## SHORT TASK
Find every line of the listing below where "that" appears, and copy it.

## LISTING
————————

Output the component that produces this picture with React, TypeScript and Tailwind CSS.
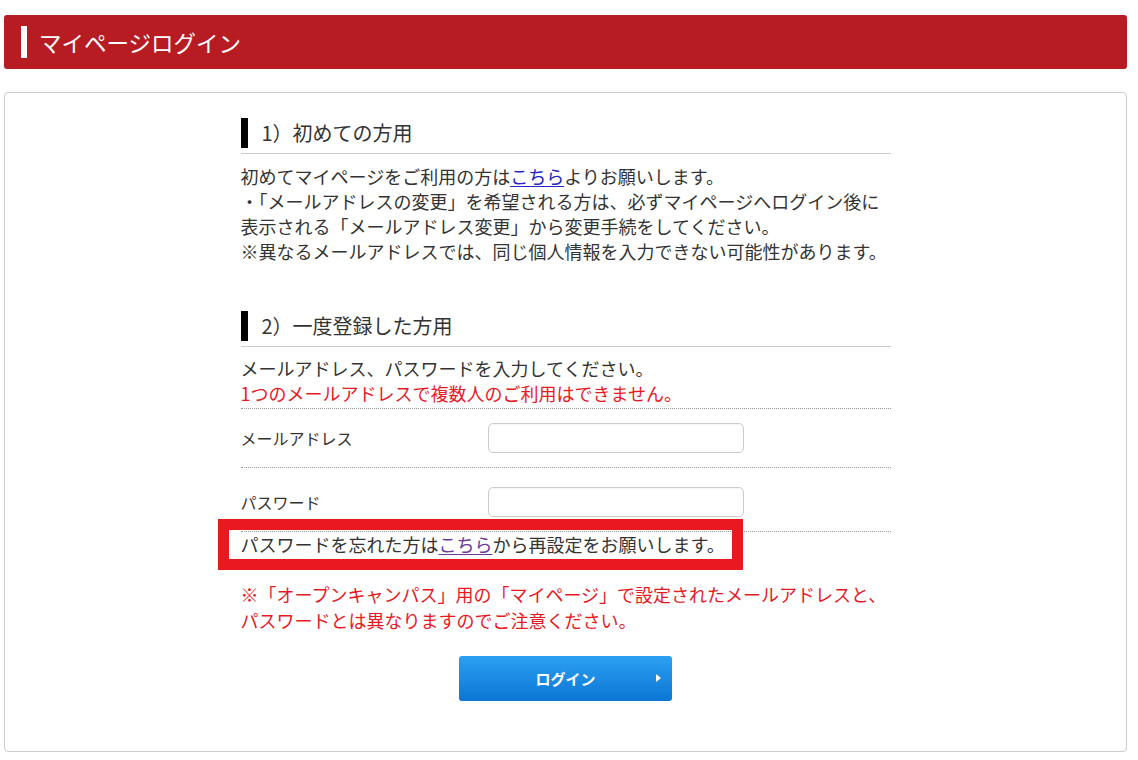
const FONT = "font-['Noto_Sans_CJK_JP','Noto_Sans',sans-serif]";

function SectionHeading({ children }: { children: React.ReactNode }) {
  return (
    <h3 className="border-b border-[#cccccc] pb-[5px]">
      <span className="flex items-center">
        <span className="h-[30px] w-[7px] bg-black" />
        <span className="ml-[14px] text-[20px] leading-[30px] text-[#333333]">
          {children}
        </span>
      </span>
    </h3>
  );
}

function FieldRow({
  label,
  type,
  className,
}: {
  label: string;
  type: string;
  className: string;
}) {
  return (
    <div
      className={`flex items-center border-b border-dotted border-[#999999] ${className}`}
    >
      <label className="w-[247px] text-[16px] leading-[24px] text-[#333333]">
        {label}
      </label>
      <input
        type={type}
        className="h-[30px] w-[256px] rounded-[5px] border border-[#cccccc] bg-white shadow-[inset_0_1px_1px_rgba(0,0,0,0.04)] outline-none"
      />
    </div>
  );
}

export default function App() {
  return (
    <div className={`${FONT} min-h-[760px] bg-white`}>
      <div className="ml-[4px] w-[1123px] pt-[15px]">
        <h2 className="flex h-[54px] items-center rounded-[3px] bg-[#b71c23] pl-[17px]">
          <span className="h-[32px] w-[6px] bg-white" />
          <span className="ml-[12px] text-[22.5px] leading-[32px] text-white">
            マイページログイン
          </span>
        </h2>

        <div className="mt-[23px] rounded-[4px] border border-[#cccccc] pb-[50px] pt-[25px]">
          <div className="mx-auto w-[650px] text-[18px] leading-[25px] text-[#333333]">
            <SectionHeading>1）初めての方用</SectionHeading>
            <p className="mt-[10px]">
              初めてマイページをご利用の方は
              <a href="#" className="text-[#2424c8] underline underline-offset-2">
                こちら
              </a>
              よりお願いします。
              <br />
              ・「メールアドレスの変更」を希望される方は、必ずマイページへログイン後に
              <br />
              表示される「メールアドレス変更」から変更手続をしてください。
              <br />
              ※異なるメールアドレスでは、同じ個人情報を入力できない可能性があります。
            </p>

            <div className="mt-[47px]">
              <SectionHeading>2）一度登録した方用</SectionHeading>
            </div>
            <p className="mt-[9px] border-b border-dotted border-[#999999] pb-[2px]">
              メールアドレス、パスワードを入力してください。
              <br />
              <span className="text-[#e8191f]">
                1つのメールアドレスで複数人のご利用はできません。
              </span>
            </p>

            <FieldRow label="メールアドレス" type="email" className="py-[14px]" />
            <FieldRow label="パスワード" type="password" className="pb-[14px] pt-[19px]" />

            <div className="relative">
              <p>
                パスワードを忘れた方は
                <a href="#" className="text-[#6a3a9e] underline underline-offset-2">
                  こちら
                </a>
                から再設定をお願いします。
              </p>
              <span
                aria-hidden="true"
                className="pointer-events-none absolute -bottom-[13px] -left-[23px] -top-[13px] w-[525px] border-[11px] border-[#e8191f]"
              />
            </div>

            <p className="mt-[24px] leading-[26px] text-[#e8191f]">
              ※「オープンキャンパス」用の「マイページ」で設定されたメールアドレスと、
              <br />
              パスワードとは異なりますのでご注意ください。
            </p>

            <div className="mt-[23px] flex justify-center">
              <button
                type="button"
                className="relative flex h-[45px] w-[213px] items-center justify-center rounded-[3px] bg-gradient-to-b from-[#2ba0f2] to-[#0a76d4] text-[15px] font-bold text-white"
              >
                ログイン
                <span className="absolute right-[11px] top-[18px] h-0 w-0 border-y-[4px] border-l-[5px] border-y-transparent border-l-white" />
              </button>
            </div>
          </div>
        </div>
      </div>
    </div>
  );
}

————————

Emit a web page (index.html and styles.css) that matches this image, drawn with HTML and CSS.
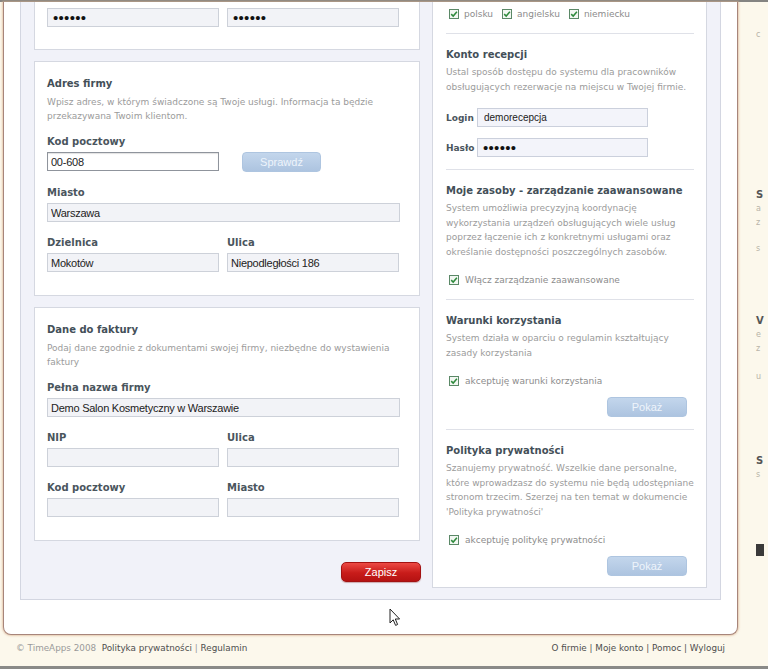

————————

## OUTPUT FOR THIS TASK
Output the component that produces this picture with React, TypeScript and Tailwind CSS.
Emit a web page (index.html and styles.css) that matches this image, drawn with HTML and CSS.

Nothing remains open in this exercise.